● Given instruction
Exactly how many lines have the word "Output"? Answer with the bare number.
----------------------------------------
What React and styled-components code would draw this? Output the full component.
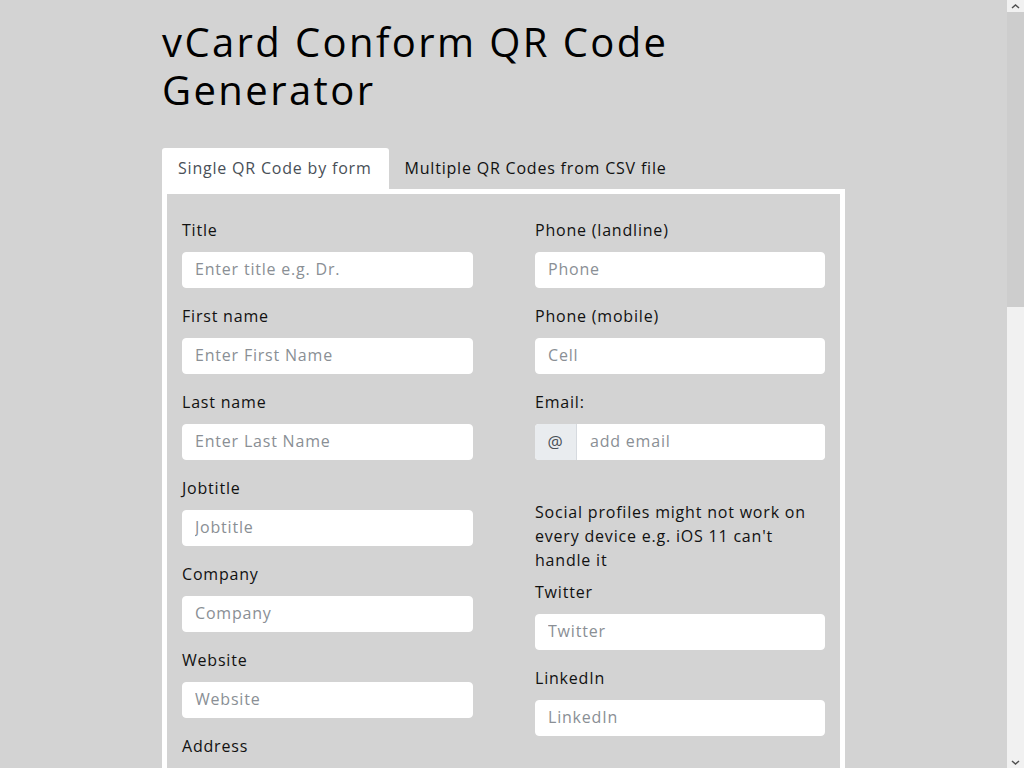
import React from 'react';
import styled, { createGlobalStyle } from 'styled-components';

const GlobalStyle = createGlobalStyle`
  html, body {
    margin: 0;
    padding: 0;
    background: #d3d3d3;
  }
  body {
    font-family: "Open Sans", "Liberation Sans", sans-serif;
    font-size: 16px;
    line-height: 24px;
    letter-spacing: 0.8px;
    color: #111;
    padding-right: 17px;
  }
  * {
    box-sizing: border-box;
  }
`;

export const Page = styled.div`
  width: 683px;
  margin: 0 auto;
  padding: 18px 0 60px;
`;

export const Heading = styled.h1`
  font-size: 40px;
  line-height: 48px;
  font-weight: 400;
  margin: 0 0 34px;
  letter-spacing: 2.4px;
  color: #000;
`;

export const Tabs = styled.div`
  display: flex;
`;

export const Tab = styled.div`
  height: 41px;
  padding: 8px 17px 9px 16px;
  font-size: 16px;
  line-height: 24px;
  background: ${p => (p.active ? '#fff' : 'transparent')};
  color: ${p => (p.active ? '#495057' : '#111')};
  border-radius: 3px 3px 0 0;
  cursor: pointer;
`;

export const Card = styled.div`
  border: 5px solid #fff;
  padding: 24px 15px 24px;
`;

export const Columns = styled.div`
  display: grid;
  grid-template-columns: 291px 290px;
  column-gap: 62px;
`;

export const Column = styled.div`
  display: flex;
  flex-direction: column;
`;

export const Group = styled.div`
  margin-bottom: 16px;
`;

export const Label = styled.label`
  display: block;
  font-size: 16px;
  line-height: 24px;
  margin-bottom: 10px;
  color: #111;
`;

export const Input = styled.input`
  display: block;
  width: 100%;
  height: 36px;
  padding: 5px 12px 7px;
  border: 1px solid #fff;
  border-radius: 4px;
  background: #fff;
  font-family: inherit;
  font-size: 16px;
  letter-spacing: 0.8px;
  color: #222;
  outline: none;

  &::placeholder {
    color: #8a8f95;
  }
`;

export const InputGroup = styled.div`
  display: flex;
  height: 36px;
  border-radius: 4px;
  overflow: hidden;
  background: #fff;
`;

export const Addon = styled.span`
  width: 42px;
  flex: none;
  display: flex;
  align-items: center;
  justify-content: center;
  background: #e9ecef;
  color: #495057;
  border-right: 1px solid #d6dadf;
  font-size: 17px;
`;

export const Note = styled.p`
  margin: 24px 0 8px;
  font-size: 16px;
  line-height: 24px;
  color: #111;
`;

export const Button = styled.button`
  margin-top: 16px;
  height: 40px;
  padding: 0 20px;
  border: 0;
  border-radius: 4px;
  background: #343a40;
  color: #fff;
  font-family: inherit;
  font-size: 16px;
  cursor: pointer;
  align-self: flex-start;
`;

export const QrBox = styled.div`
  margin-top: 60px;
  height: 290px;
  width: 290px;
  background: #fff;
  border-radius: 4px;
`;

// fake classic scrollbar, sits over the right edge of the window
export const ScrollTrack = styled.div`
  position: fixed;
  top: 0;
  right: 0;
  width: 17px;
  height: 100vh;
  background: #f1f1f1;
  display: flex;
  flex-direction: column;
`;

export const ScrollArrow = styled.div`
  height: 12px;
  flex: none;
  display: flex;
  align-items: center;
  justify-content: center;
`;

export const ScrollThumb = styled.div`
  height: 295px;
  background: #cdcdcd;
`;

export const ScrollRest = styled.div`
  flex: 1;
`;

const Arrow = ({ down }) => (
  <svg width="9" height="5" viewBox="0 0 9 5">
    <path
      d={down ? 'M1 1 L4.5 4 L8 1' : 'M1 4 L4.5 1 L8 4'}
      fill="none"
      stroke="#505050"
      strokeWidth="1.5"
    />
  </svg>
);

const Field = ({ label, placeholder }) => (
  <Group>
    <Label>{label}</Label>
    <Input placeholder={placeholder} />
  </Group>
);

const left = [
  ['Title', 'Enter title e.g. Dr.'],
  ['First name', 'Enter First Name'],
  ['Last name', 'Enter Last Name'],
  ['Jobtitle', 'Jobtitle'],
  ['Company', 'Company'],
  ['Website', 'Website'],
  ['Address', 'Street'],
  ['Zip code', 'Zip'],
  ['City', 'City'],
  ['State', 'State'],
  ['Country', 'Country'],
  ['Birthday', 'YYYY-MM-DD'],
  ['Note', 'Note']
];

const App = () => (
  <>
    <GlobalStyle />
    <Page>
      <Heading>
        vCard Conform QR Code
        <br />
        Generator
      </Heading>
      <Tabs>
        <Tab active>Single QR Code by form</Tab>
        <Tab>Multiple QR Codes from CSV file</Tab>
      </Tabs>
      <Card>
        <Columns>
          <Column>
            {left.map(([l, p]) => (
              <Field key={l} label={l} placeholder={p} />
            ))}
            <Button>Generate QR Code</Button>
          </Column>
          <Column>
            <Field label="Phone (landline)" placeholder="Phone" />
            <Field label="Phone (mobile)" placeholder="Cell" />
            <Group>
              <Label>Email:</Label>
              <InputGroup>
                <Addon>@</Addon>
                <Input placeholder="add email" />
              </InputGroup>
            </Group>
            <Note>
              Social profiles might not work on every device e.g. iOS 11 can't
              handle it
            </Note>
            <Field label="Twitter" placeholder="Twitter" />
            <Field label="LinkedIn" placeholder="LinkedIn" />
            <QrBox />
          </Column>
        </Columns>
      </Card>
    </Page>
    <ScrollTrack>
      <ScrollArrow>
        <Arrow />
      </ScrollArrow>
      <ScrollThumb />
      <ScrollRest />
      <ScrollArrow>
        <Arrow down />
      </ScrollArrow>
    </ScrollTrack>
  </>
);

export default App;
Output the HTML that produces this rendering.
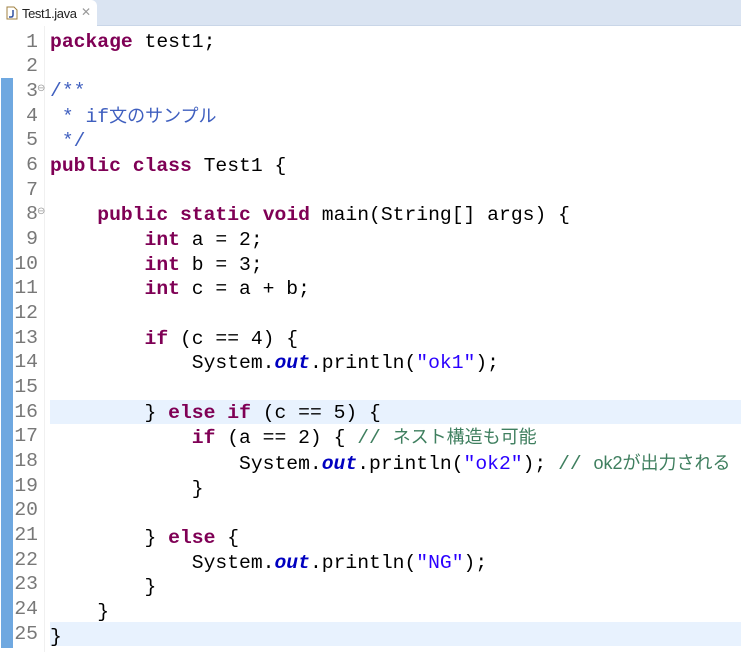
<!DOCTYPE html>
<html><head><meta charset="utf-8"><style>
body{margin:0;width:741px;height:652px;overflow:hidden;background:#fff;position:relative;font-family:"Liberation Mono","Noto Sans CJK JP",monospace}
.tabbar{position:absolute;left:0;top:0;width:741px;height:25px;background:#dae4f2;border-bottom:1px solid #c9d6e8}
.tab{position:absolute;left:0;top:0;width:97px;height:26px;background:#fff;border-top-right-radius:6px;font:13px "Liberation Sans",sans-serif;color:#222;letter-spacing:-0.4px}
.bar{position:absolute;left:1px;top:78px;width:12px;height:570px;background:#6fa8e0}
.sep{position:absolute;left:44px;top:26px;width:1px;height:626px;background:#f0f0f0}
.hl{position:absolute;left:50px;width:691px;height:24px;background:#e8f2fe}
pre{margin:0;position:absolute;top:29.5px;font-size:19.7px;line-height:24.67px;font-family:"Liberation Mono","Noto Sans CJK JP",monospace;color:#000}
.num{left:8px;width:30px;text-align:right;color:#787878}
.code{left:50px}
.k{color:#7f0055;font-weight:bold}.s{color:#2a00ff}.c{color:#3f7f5f}.d{color:#3f5fbf}.f{color:#0000c0;font-weight:bold;font-style:italic}
.j{font-family:"Liberation Sans","Noto Sans CJK JP",sans-serif;font-size:18px}
.fold{position:absolute;font-size:10px;color:#999;font-family:"Liberation Sans",sans-serif}
</style></head><body>
<div class="tabbar"></div>
<div class="tab">
<svg style="position:absolute;left:6px;top:6px" width="12" height="14"><path d="M1 1h7l3 3v9H1z" fill="#fff" stroke="#a08040"/><path d="M7 4v5q0 2-2 2H3" fill="none" stroke="#3050a0" stroke-width="1.5"/></svg>
<span style="position:absolute;left:22px;top:6px">Test1.java</span>
<span style="position:absolute;left:81px;top:5px;color:#999;font-size:12px">✕</span>
</div>
<div class="bar"></div>
<div class="sep"></div>
<div class="hl" style="top:399.5px"></div>
<div class="hl" style="top:622px"></div>
<div class="fold" style="left:37px;top:83px">⊖</div>
<div class="fold" style="left:37px;top:206px">⊖</div>
<pre class="num">1
2
3
4
5
6
7
8
9
10
11
12
13
14
15
16
17
18
19
20
21
22
23
24
25</pre>
<pre class="code"><span class="k">package</span> test1;

<span class="d">/**</span>
<span class="d"> * if<span class="j">文のサンプル</span></span>
<span class="d"> */</span>
<span class="k">public</span> <span class="k">class</span> Test1 {

    <span class="k">public</span> <span class="k">static</span> <span class="k">void</span> main(String[] args) {
        <span class="k">int</span> a = 2;
        <span class="k">int</span> b = 3;
        <span class="k">int</span> c = a + b;

        <span class="k">if</span> (c == 4) {
            System.<span class="f">out</span>.println(<span class="s">"ok1"</span>);

        } <span class="k">else</span> <span class="k">if</span> (c == 5) {
            <span class="k">if</span> (a == 2) { <span class="c">// <span class="j">ネスト構造も可能</span></span>
                System.<span class="f">out</span>.println(<span class="s">"ok2"</span>); <span class="c">// <span class="j">ok2が出力される</span></span>
            }

        } <span class="k">else</span> {
            System.<span class="f">out</span>.println(<span class="s">"NG"</span>);
        }
    }
}</pre>
</body></html>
----------------------------------------
● Task response
2